La photo précise ainsi des aspects de la théorie de l'information. Elle nous rappelle d'abord qu'il faut être prudent quand on parle de dégradation de l'information à travers les copies. Assurément, de copie en copie, le nombre de bits noir-blanc contenus dans une première épreuve d'une photo ne peut que se dégrader. Mais la théorie dit aussi qu'il n'y a d'information que par rapport à des systèmes récepteurs et sélecteurs, qui décident si ceci est ou non une information pour eux. Or, en raison de la texture et de la structure photographiques, des dégradations de bits y font souvent apparaître d'autres indices ou d'autres chevauchements pour les codes du lecteur. Sans compter qu'une multiplication aussi exorbitante du Même, serait-ce dégradé, augmente les chances de coïncidences fécondes avec d'autres empreintes indicielles aux quatre coins du monde.

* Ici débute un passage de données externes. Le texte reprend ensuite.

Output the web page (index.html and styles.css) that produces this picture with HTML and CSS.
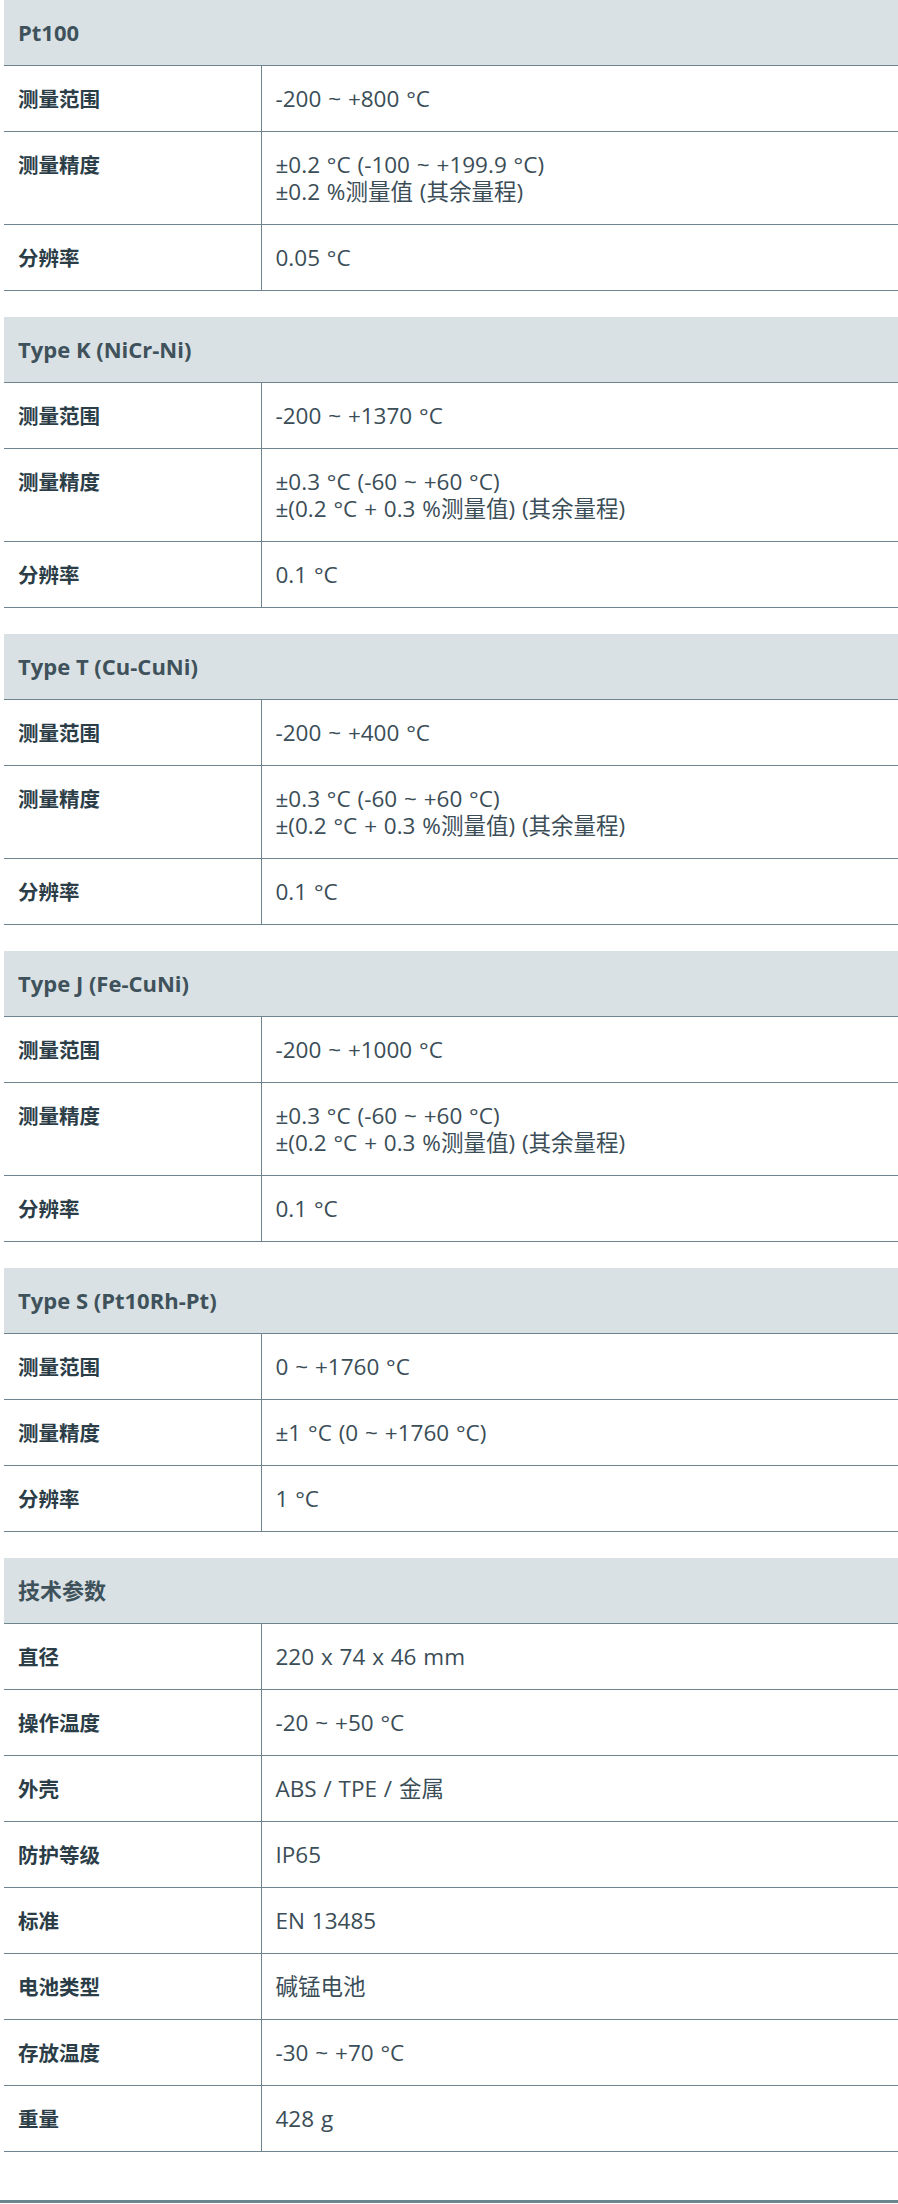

Ces déclenchements répétitifs et bifurquants, ces accrochages et décrochages, cette implication réciproque de la reproduction et de la transmutabilité s'apparentent aux fonctionnements fondamentaux de la Vie. Là aussi, que ce soit dans la reproduction de l'ADN ou dans celle de nos mémoires cérébrales, cela se répète des milliards de fois, et en même temps cela se transmute sans cesse. Nous savons de mieux en mieux, depuis une trentaine d'années, que l'un ne va pas sans l'autre, qu'il n'y a de transmutation inscriptible que grâce à une quantité énorme de répétition. En amont, pour qu'il y ait des chances d'imprévu. En aval, pour que l'imprévu ne soit pas aussitôt annulé.

Dès que la photographie est apparue, sa transmutabilité a été ressentie et mise en œuvre de façon très populaire. Le pêle-mêle fit se fondre et se confondre les photos en tous sens. Le magazine (le magasin où l'on trouve tout) les fit glisser et se chevaucher de page en page dans son feuillètement.